Colin Woodard, a newspaper reporter in Maine, did a great series on the school reform industry (cyber charter division). Looks like the reporter may win a Certificate of Excellence or a trophy or something, but sadly nothing like the huge cash rewards school reform industry insiders are raking in on cyber charters. He’s obviously playing for the wrong team. He may have attended our Failed and Failing Public Schools Full of Failures, which would explain his lack of ambition:
Stephen Bowen was excited and relieved. Maine’s education commissioner had just returned to his Augusta office last October after a three-day trip to San Francisco where he attended a summit of conservative education reformers convened by former Florida Gov. Jeb Bush’s Foundation for Excellence in Education, which had paid for the trip.
He’d heard presentations on the merits of full-time virtual public schools – ones without classrooms, playgrounds or in-person teachers – and watched as Bush unveiled the “first ever” report card praising the states that had given online schools the widest leeway.
But what had Bowen especially enthusiastic was his meeting with Bush’s top education aide, Patricia Levesque, who runs the foundation but is paid through her private firm, which lobbies Florida officials on behalf of online education companies.
Bowen was preparing an aggressive reform drive on initiatives intended to dramatically expand and deregulate online education in Maine, but he felt overwhelmed.
So was a partnership formed between Maine’s top education official and a foundation entangled with the very companies that stand to make millions of dollars from the policies it advocates.
In the months that followed, according to more than 1,000 pages of emails obtained by a public records request, the commissioner would rely on the foundation to provide him with key portions of his education agenda. These included draft laws, the content of the administration’s digital education strategy and the text of Gov. Paul LePage’s Feb. 1 executive order on digital education.
A Maine Sunday Telegram investigation found large portions of Maine’s digital education agenda are being guided behind the scenes by out-of-state companies that stand to capitalize on the changes, especially the nation’s two largest online education providers.
K12 Inc. of Herndon, Va., and Connections Education, the Baltimore-based subsidiary of education publishing giant Pearson, are both seeking to expand online offerings and to open full-time virtual charter schools in Maine, with taxpayers paying the tuition for the students who use the services.
At stake is the future of thousands of Maine schoolchildren who would enroll in the full-time virtual schools and, if the companies had their way, the future of tens of thousands more who would be legally required to take online courses at their public high schools in order to receive their diplomas.
The foundation’s Digital Learning Now! initiative receives funding from Pearson, K12, textbook publishing giants Houghton Mifflin-Harcourt and McGraw-Hill, and tech companies such as Apple, Intel and Microsoft, and digital curriculum developers Apex Learning and IQ Innovations iQity.
“One of the striking things about these reforms is the extent to which they remove control of the schools from democratic governance and turn them over to corporate decision-making and appointed bodies. Education policy is now being made to some degree by people who have a financial stake in what they are making policy about.”
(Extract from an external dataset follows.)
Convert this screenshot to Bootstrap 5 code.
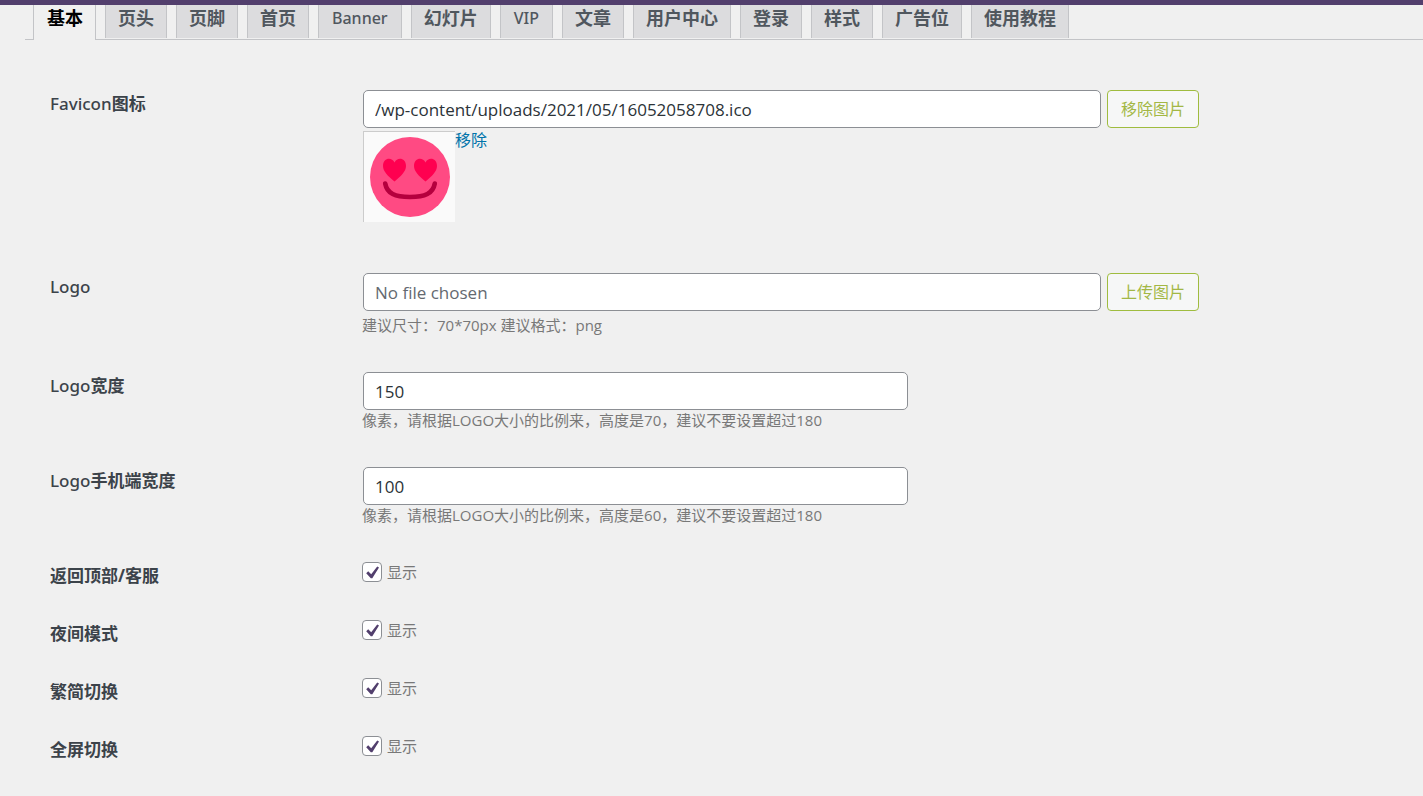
<!DOCTYPE html>
<html lang="zh-CN">
<head>
<meta charset="utf-8">
<meta name="viewport" content="width=device-width, initial-scale=1">
<title>主题设置</title>
<link href="https://cdn.jsdelivr.net/npm/bootstrap@5.3.0/dist/css/bootstrap.min.css" rel="stylesheet">
<style>
  body { background: #f0f0f0; color: #3c434a; font-family: "Open Sans", "Noto Sans CJK SC", sans-serif; font-size: 16px; }
  .top-strip { height: 5px; background: #523f6d; }
  .tab-bar { gap: 9px; margin-left: 25px; padding-left: 8px; border-bottom: 1px solid #c3c4c7; }
  .tab-bar .nav-link { height: 33px; padding: 0 12px; border: 1px solid #c3c4c7; border-width: 0 1px; border-radius: 0; background: #dcdcde; color: #50575e; font-size: 18px; font-weight: 700; line-height: 26px; }
  .tab-bar .nav-link.latin { padding: 0 13px; font-family: "Noto Sans", "Open Sans", sans-serif; font-size: 16px; font-weight: 500; }
  .tab-bar .nav-link.active { height: 35px; padding: 0 12px 0 13px; margin-bottom: -1px; background: #f0f0f0; color: #000; }
  .settings { gap: 28px; padding: 50px 50px 30px; }
  .setting-name { flex: 0 0 313px; min-height: 30px; font-size: 17px; line-height: 28px; font-weight: 700; }
  .setting-name .latin { font-family: "Noto Sans", "Open Sans", sans-serif; font-weight: 500; }
  .setting-body { min-width: 0; margin-bottom: 7px; }
  .check-row .setting-body { margin-bottom: 0; }
  .setting-input { height: 38px; padding: 0 11px; border: 1px solid #8c8f94; border-radius: 5px; color: #2c3338; font-size: 17px; background: #fff; }
  .setting-input::placeholder { color: #646970; }
  .file-row { gap: 6px; max-width: 836px; }
  .number-input { max-width: 545px; }
  .file-btn { height: 38px; padding: 0 13px; flex: none; border: 1px solid #9fbc3f; border-radius: 4px; background: #f6f7f7; color: #a3b745; font-size: 16px; }
  .help-line { color: #787878; font-size: 15px; line-height: 22px; margin-left: -1px; }
  .setting-body > .help-line { line-height: 20px; padding-bottom: 2px; }
  .preview { padding: 5px 5px 5px 6px; background: #fafafa; border: 1px solid #ccc; border-width: 1px 0 0 1px; }
  .preview-row { margin: 3px 0 16px; }
  .remove-link { color: #0073aa; font-size: 16px; line-height: 19px; }
  .setting-check { width: 20px; height: 20px; margin: 0 5px 0 -1px; border: 1px solid #8c8f94; border-radius: 5px; }
  .setting-check:checked { border-color: #8c8f94; background-color: #fff; background-size: 20px 20px; background-image: url("data:image/svg+xml,%3Csvg xmlns='http://www.w3.org/2000/svg' viewBox='0 0 20 20'%3E%3Cpath d='M17 5.600L10.300 16.200H8.800L4.200 11.200L6.200 9.300L9.200 12.200L15.200 4.400Z' fill='%23523f6d'/%3E%3C/svg%3E"); }
</style>
</head>
<body>
<div class="top-strip"></div>
<nav class="nav tab-bar" aria-label="设置">
  <a class="nav-link active" aria-current="page" href="#">基本</a>
  <a class="nav-link" href="#">页头</a>
  <a class="nav-link" href="#">页脚</a>
  <a class="nav-link" href="#">首页</a>
  <a class="nav-link latin" href="#">Banner</a>
  <a class="nav-link" href="#">幻灯片</a>
  <a class="nav-link latin" href="#">VIP</a>
  <a class="nav-link" href="#">文章</a>
  <a class="nav-link" href="#">用户中心</a>
  <a class="nav-link" href="#">登录</a>
  <a class="nav-link" href="#">样式</a>
  <a class="nav-link" href="#">广告位</a>
  <a class="nav-link" href="#">使用教程</a>
</nav>
<form class="settings d-flex flex-column">
  <div class="d-flex">
    <label class="setting-name" for="favicon"><span class="latin">Favicon</span>图标</label>
    <div class="setting-body flex-grow-1">
      <div class="file-row d-flex">
        <input class="setting-input form-control" type="text" id="favicon" value="/wp-content/uploads/2021/05/16052058708.ico">
        <button class="file-btn" type="button">移除图片</button>
      </div>
      <div class="preview-row d-flex align-items-start">
        <div class="preview">
          <svg class="d-block" width="80" height="80" viewBox="0 0 80 80" role="img" aria-label="Favicon">
            <circle cx="40" cy="40" r="40" fill="#ff4a83"/>
            <path d="M24.500 44.500C18 39 13 34.500 13 29C13 21 21.500 19.500 24.500 25.500C27.500 19.500 36 21 36 29C36 34.500 31 39 24.500 44.500Z" fill="#ff0050"/>
            <path d="M55.500 44.500C49 39 44 34.500 44 29C44 21 52.500 19.500 55.500 25.500C58.500 19.500 67 21 67 29C67 34.500 62 39 55.500 44.500Z" fill="#ff0050"/>
            <path d="M15.200 46.500C17 56.500 25 60 40 60C55 60 63 56.500 64.800 46.500" fill="none" stroke="#b5003e" stroke-width="4.600" stroke-linecap="round"/>
          </svg>
        </div>
        <a class="remove-link text-decoration-none" href="#">移除</a>
      </div>
    </div>
  </div>
  <div class="d-flex">
    <label class="setting-name" for="logo"><span class="latin">Logo</span></label>
    <div class="setting-body flex-grow-1">
      <div class="file-row d-flex mb-1">
        <input class="setting-input form-control" type="text" id="logo" placeholder="No file chosen">
        <button class="file-btn" type="button">上传图片</button>
      </div>
      <div class="help-line">建议尺寸：70*70px 建议格式：png</div>
    </div>
  </div>
  <div class="d-flex">
    <label class="setting-name" for="logo-width"><span class="latin">Logo</span>宽度</label>
    <div class="setting-body flex-grow-1">
      <input class="setting-input number-input form-control" type="text" id="logo-width" value="150">
      <div class="help-line">像素，请根据LOGO大小的比例来，高度是70，建议不要设置超过180</div>
    </div>
  </div>
  <div class="d-flex">
    <label class="setting-name" for="logo-mobile"><span class="latin">Logo</span>手机端宽度</label>
    <div class="setting-body flex-grow-1">
      <input class="setting-input number-input form-control" type="text" id="logo-mobile" value="100">
      <div class="help-line">像素，请根据LOGO大小的比例来，高度是60，建议不要设置超过180</div>
    </div>
  </div>
  <div class="check-row d-flex">
    <div class="setting-name">返回顶部/客服</div>
    <div class="setting-body d-flex align-items-start">
      <input class="setting-check form-check-input" type="checkbox" id="back-top" checked>
      <label class="help-line ms-0" for="back-top">显示</label>
    </div>
  </div>
  <div class="check-row d-flex">
    <div class="setting-name">夜间模式</div>
    <div class="setting-body d-flex align-items-start">
      <input class="setting-check form-check-input" type="checkbox" id="night" checked>
      <label class="help-line ms-0" for="night">显示</label>
    </div>
  </div>
  <div class="check-row d-flex">
    <div class="setting-name">繁简切换</div>
    <div class="setting-body d-flex align-items-start">
      <input class="setting-check form-check-input" type="checkbox" id="script-switch" checked>
      <label class="help-line ms-0" for="script-switch">显示</label>
    </div>
  </div>
  <div class="check-row d-flex">
    <div class="setting-name">全屏切换</div>
    <div class="setting-body d-flex align-items-start">
      <input class="setting-check form-check-input" type="checkbox" id="fullscreen" checked>
      <label class="help-line ms-0" for="fullscreen">显示</label>
    </div>
  </div>
</form>
<script src="https://cdn.jsdelivr.net/npm/bootstrap@5.3.0/dist/js/bootstrap.bundle.min.js"></script>
</body>
</html>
School reform industry initiatives are always presented as “transformative” and “innovative” but what comes clear when one follows the industry for a couple of years is the relentless sameness of the agenda from state to state and year to year. This is a problem for reform industry marketing efforts, because they seek to portray privatization as grass roots and bottom-up or at the very least state-specific, but it is none of those things. You have your Course Choice in Louisiana and your Value Vouchers in Michigan, sure, but the only difference is the brand names. Ohio has the same cyber charter scam Jeb Bush tried to impose in Maine, and the Ohio scam has been running continuously for a decade. Voters in Idaho had the good sense to repeal the Jeb Bush Maine-Florida-Ohio-(Your State HERE) plan by referendum after it was imposed. That was in 2012. Did reform industry hacks get chased out of Idaho and go directly to Maine?
The reform industry leader who implemented the Chicago Mayor’s mass public school closing order yesterday is not a local or state leader but a national one. She parachuted into Chicago to close their public schools after school closing stints in Cleveland and Detroit. The parents, students and teachers in Chicago who fought so hard and so bravely to keep their local schools were first ignored and when they made so much noise they could no longer be ignored they were blatantly lied to, but they don’t have to wait to see what’s in store for them. They can look to Cleveland or Detroit where identical reforms were imposed to see where this is headed. By my count, Cleveland has now endured “transformational” “innovative” reform industry experiments for the last 13 years, and after all that the public schools there are fighting just to survive. We all know the rules, don’t we? Markets can’t fail they can only be failed, and the solution to failed market-based reforms is more market-based reforms.